- **Stated problem**: Reproduce the listing word for word, leaving every picture behind.

>>>>

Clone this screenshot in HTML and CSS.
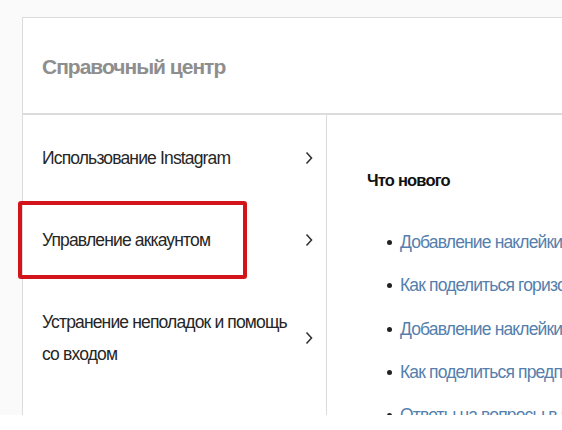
FILE: index.html
```html
<!DOCTYPE html>
<html lang="ru">
<head>
<meta charset="utf-8">
<link rel="stylesheet" href="styles.css">
</head>
<body>
<div class="page">
  <div class="card">
    <header class="card-header">
      <h1 class="title">Справочный центр</h1>
    </header>
    <div class="card-body">
      <nav class="sidebar">
        <a class="nav-item" href="#"><span class="nav-text">Использование Instagram</span><svg class="chev" width="8" height="14" viewBox="0 0 8 14"><polyline points="1.5,1.5 6.5,7 1.5,12.5" fill="none" stroke="#333" stroke-width="1.6"/></svg></a>
        <a class="nav-item" href="#"><span class="nav-text">Управление аккаунтом</span><svg class="chev" width="8" height="14" viewBox="0 0 8 14"><polyline points="1.5,1.5 6.5,7 1.5,12.5" fill="none" stroke="#333" stroke-width="1.6"/></svg></a>
        <a class="nav-item" href="#"><span class="nav-text">Устранение неполадок и помощь со входом</span><svg class="chev" width="8" height="14" viewBox="0 0 8 14"><polyline points="1.5,1.5 6.5,7 1.5,12.5" fill="none" stroke="#333" stroke-width="1.6"/></svg></a>
        <div class="highlight"></div>
      </nav>
      <main class="content">
        <h2 class="section-title">Что нового</h2>
        <ul class="links">
          <li><a href="#">Добавление наклейки с вопросами в истории</a></li>
          <li><a href="#">Как поделиться горизонтальным видео</a></li>
          <li><a href="#">Добавление наклейки с опросом</a></li>
          <li><a href="#">Как поделиться предпросмотром</a></li>
          <li><a href="#">Ответы на вопросы в историях</a></li>
        </ul>
      </main>
    </div>
  </div>
</div>
</body>
</html>
```

FILE: styles.css
```css
html, body {
  margin: 0;
  padding: 0;
  background: #ffffff;
}
body {
  font-family: "Liberation Sans", Arial, sans-serif;
  width: 562px;
  height: 430px;
  overflow: hidden;
}
.page {
  height: 415px;
  background: #fafafa;
  padding: 17px 0 0 22px;
  box-sizing: border-box;
  overflow: hidden;
}
.card {
  width: 600px;
  height: 420px;
  background: #ffffff;
  border: 1px solid #dbdbdb;
  box-sizing: border-box;
}
.card-header {
  height: 95px;
  border-bottom: 2px solid #dcdcdc;
  display: flex;
  align-items: center;
  padding-left: 19px;
}
.title {
  margin: 0;
  font-size: 21px;
  font-weight: bold;
  color: #8e8e8e;
  letter-spacing: -1px;
  padding-top: 2px;
}
.card-body {
  display: flex;
}
.sidebar {
  position: relative;
  flex: none;
  width: 304px;
  border-right: 1px solid #dbdbdb;
  padding-top: 2px;
  box-sizing: border-box;
  height: 320px;
}
.nav-item {
  display: flex;
  align-items: center;
  justify-content: space-between;
  padding: 25px 13px 25px 19px;
  text-decoration: none;
  color: #262626;
}
.nav-text {
  font-size: 17.5px;
  line-height: 32px;
  letter-spacing: -0.85px;
  width: 255px;
}
.chev {
  flex: none;
}
.highlight {
  position: absolute;
  left: -5px;
  top: 86px;
  width: 229px;
  height: 78px;
  border: 4px solid #d4141b;
  border-radius: 3px;
  box-sizing: border-box;
}
.content {
  flex: none;
  padding: 55px 0 0 40px;
}
.section-title {
  margin: 0;
  font-size: 16.5px;
  font-weight: bold;
  color: #111;
  letter-spacing: -0.8px;
  line-height: 20px;
}
.links {
  list-style: none;
  margin: 40px 0 0;
  padding: 0 0 0 20px;
}
.links li {
  position: relative;
  height: 43.3px;
  line-height: 24px;
  padding-left: 13px;
  white-space: nowrap;
  font-size: 17.5px;
  letter-spacing: -0.85px;
}
.links li::before {
  content: "";
  position: absolute;
  left: 0;
  top: 10px;
  width: 5px;
  height: 5px;
  border-radius: 50%;
  background: #222;
}
.links a {
  color: #5580ad;
  text-decoration: none;
}
```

<<<<

- **Problem solution**:
Clone this screenshot in HTML and CSS.
FILE: index.html
```html
<!DOCTYPE html>
<html lang="ru">
<head>
<meta charset="utf-8">
<link rel="stylesheet" href="styles.css">
</head>
<body>
<div class="page">
  <div class="card">
    <header class="card-header">
      <h1 class="title">Справочный центр</h1>
    </header>
    <div class="card-body">
      <nav class="sidebar">
        <a class="nav-item" href="#"><span class="nav-text">Использование Instagram</span><svg class="chev" width="8" height="14" viewBox="0 0 8 14"><polyline points="1.5,1.5 6.5,7 1.5,12.5" fill="none" stroke="#333" stroke-width="1.6"/></svg></a>
        <a class="nav-item" href="#"><span class="nav-text">Управление аккаунтом</span><svg class="chev" width="8" height="14" viewBox="0 0 8 14"><polyline points="1.5,1.5 6.5,7 1.5,12.5" fill="none" stroke="#333" stroke-width="1.6"/></svg></a>
        <a class="nav-item" href="#"><span class="nav-text">Устранение неполадок и помощь со входом</span><svg class="chev" width="8" height="14" viewBox="0 0 8 14"><polyline points="1.5,1.5 6.5,7 1.5,12.5" fill="none" stroke="#333" stroke-width="1.6"/></svg></a>
        <div class="highlight"></div>
      </nav>
      <main class="content">
        <h2 class="section-title">Что нового</h2>
        <ul class="links">
          <li><a href="#">Добавление наклейки с вопросами в истории</a></li>
          <li><a href="#">Как поделиться горизонтальным видео</a></li>
          <li><a href="#">Добавление наклейки с опросом</a></li>
          <li><a href="#">Как поделиться предпросмотром</a></li>
          <li><a href="#">Ответы на вопросы в историях</a></li>
        </ul>
      </main>
    </div>
  </div>
</div>
</body>
</html>
```

FILE: styles.css
```css
html, body {
  margin: 0;
  padding: 0;
  background: #ffffff;
}
body {
  font-family: "Liberation Sans", Arial, sans-serif;
  width: 562px;
  height: 430px;
  overflow: hidden;
}
.page {
  height: 415px;
  background: #fafafa;
  padding: 17px 0 0 22px;
  box-sizing: border-box;
  overflow: hidden;
}
.card {
  width: 600px;
  height: 420px;
  background: #ffffff;
  border: 1px solid #dbdbdb;
  box-sizing: border-box;
}
.card-header {
  height: 95px;
  border-bottom: 2px solid #dcdcdc;
  display: flex;
  align-items: center;
  padding-left: 19px;
}
.title {
  margin: 0;
  font-size: 21px;
  font-weight: bold;
  color: #8e8e8e;
  letter-spacing: -1px;
  padding-top: 2px;
}
.card-body {
  display: flex;
}
.sidebar {
  position: relative;
  flex: none;
  width: 304px;
  border-right: 1px solid #dbdbdb;
  padding-top: 2px;
  box-sizing: border-box;
  height: 320px;
}
.nav-item {
  display: flex;
  align-items: center;
  justify-content: space-between;
  padding: 25px 13px 25px 19px;
  text-decoration: none;
  color: #262626;
}
.nav-text {
  font-size: 17.5px;
  line-height: 32px;
  letter-spacing: -0.85px;
  width: 255px;
}
.chev {
  flex: none;
}
.highlight {
  position: absolute;
  left: -5px;
  top: 86px;
  width: 229px;
  height: 78px;
  border: 4px solid #d4141b;
  border-radius: 3px;
  box-sizing: border-box;
}
.content {
  flex: none;
  padding: 55px 0 0 40px;
}
.section-title {
  margin: 0;
  font-size: 16.5px;
  font-weight: bold;
  color: #111;
  letter-spacing: -0.8px;
  line-height: 20px;
}
.links {
  list-style: none;
  margin: 40px 0 0;
  padding: 0 0 0 20px;
}
.links li {
  position: relative;
  height: 43.3px;
  line-height: 24px;
  padding-left: 13px;
  white-space: nowrap;
  font-size: 17.5px;
  letter-spacing: -0.85px;
}
.links li::before {
  content: "";
  position: absolute;
  left: 0;
  top: 10px;
  width: 5px;
  height: 5px;
  border-radius: 50%;
  background: #222;
}
.links a {
  color: #5580ad;
  text-decoration: none;
}
```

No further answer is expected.